Get an accurate quote
Because so much of mold cost is hidden until someone opens up the wall, a national range is only a starting point. A vetted local pro can inspect the affected area, identify the moisture source, and give you a written remediation scope. Connect with a local mold remediation pro to get matched.
Frequently asked questions
- Most mold remediation jobs fall between roughly $1,100 and $3,500, with a national midpoint around $2,000–$2,500. A small, contained patch on a non-porous surface can be a few hundred dollars; whole-home or hidden-cavity remediation with HVAC involvement can exceed $10,000–$30,000.
- Remediation is often quoted in the range of roughly $10–$25 per square foot of affected area, but per-square-foot figures are rough — accessibility, the material involved (drywall vs. concrete vs. wood framing), and whether containment is needed matter as much as raw area.
- Yes, they are separate. Mold testing/inspection (air sampling or surface sampling) commonly runs about $300–$700. If mold is already visible and you know the source, many pros say you can skip testing and go straight to remediation; testing is most useful to confirm a hidden problem or to verify the area is clean after the work.
- Sometimes. Insurance generally covers mold only when it results from a covered peril — like a burst pipe — and often with a dollar cap or sub-limit. Mold from long-term humidity, condensation, or deferred maintenance is typically excluded.
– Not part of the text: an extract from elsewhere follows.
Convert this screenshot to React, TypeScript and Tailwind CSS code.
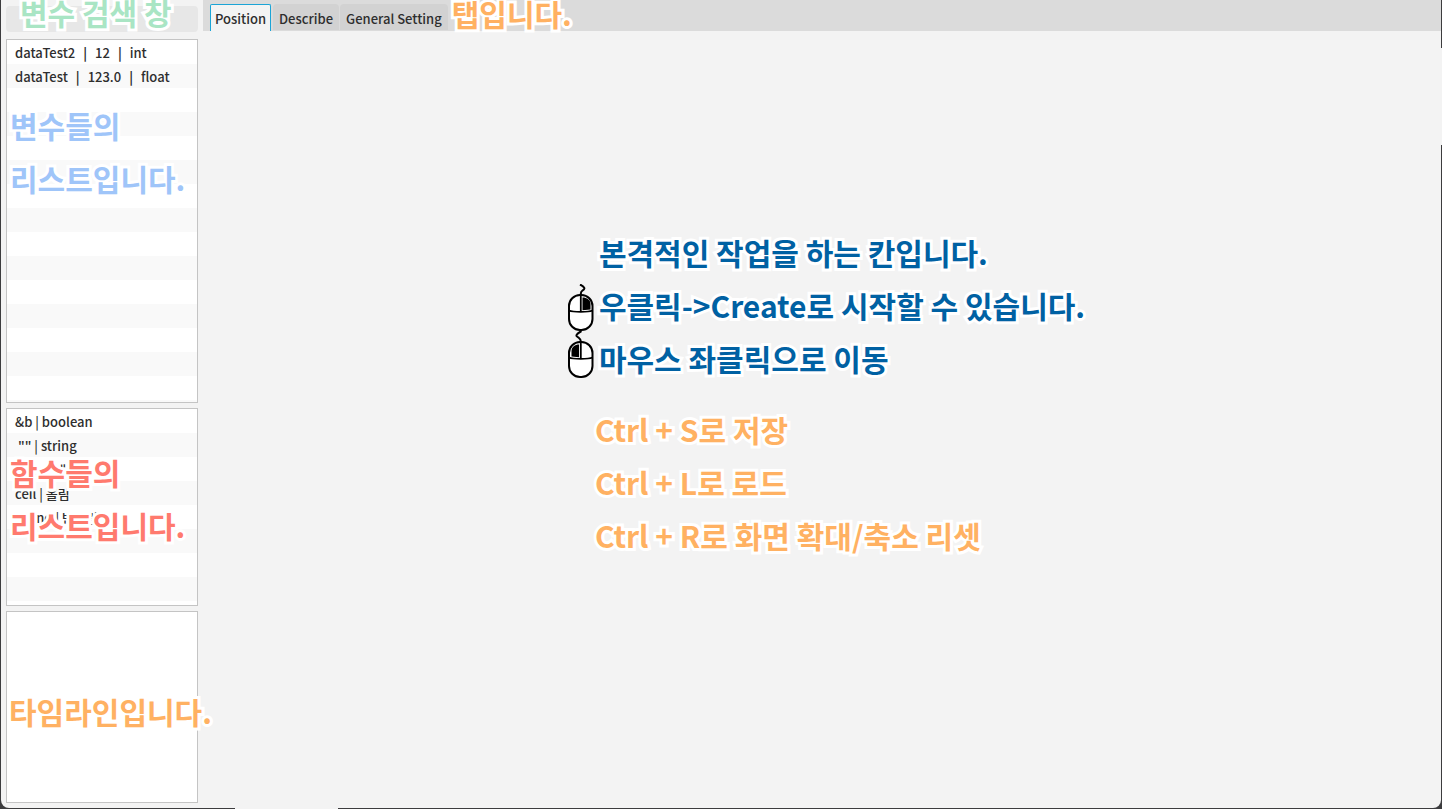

See our guide on whether insurance covers mold.
- It can be, but only for the right job. DIY is reasonable for small surface mold under about 10 square feet on a non-porous surface (sealed tile, metal, glass) when you use proper protection — gloves, an N95 or better, and ventilation. DIY supplies typically run $50–$200. Anything involving porous materials (drywall, insulation, carpet), HVAC, an area larger than ~10 sq ft, or any health concern should go to a pro, where the work runs from hundreds into the thousands.
- Small, contained jobs are often finished in 1–3 days. Larger or hidden jobs that require demolition, drying, and rebuild can take 1–2 weeks or more. Add time if the underlying moisture source — a leak or humidity problem — has to be repaired first, since remediation only lasts once that source is fixed.
- Because it combines several costly scopes at once: containment of multiple areas, demolition and rebuild of porous materials, HVAC and air-handling cleaning, and repairing the underlying moisture source across the home. Stacked together across many rooms, these jobs can reach $10,000–$30,000 or more.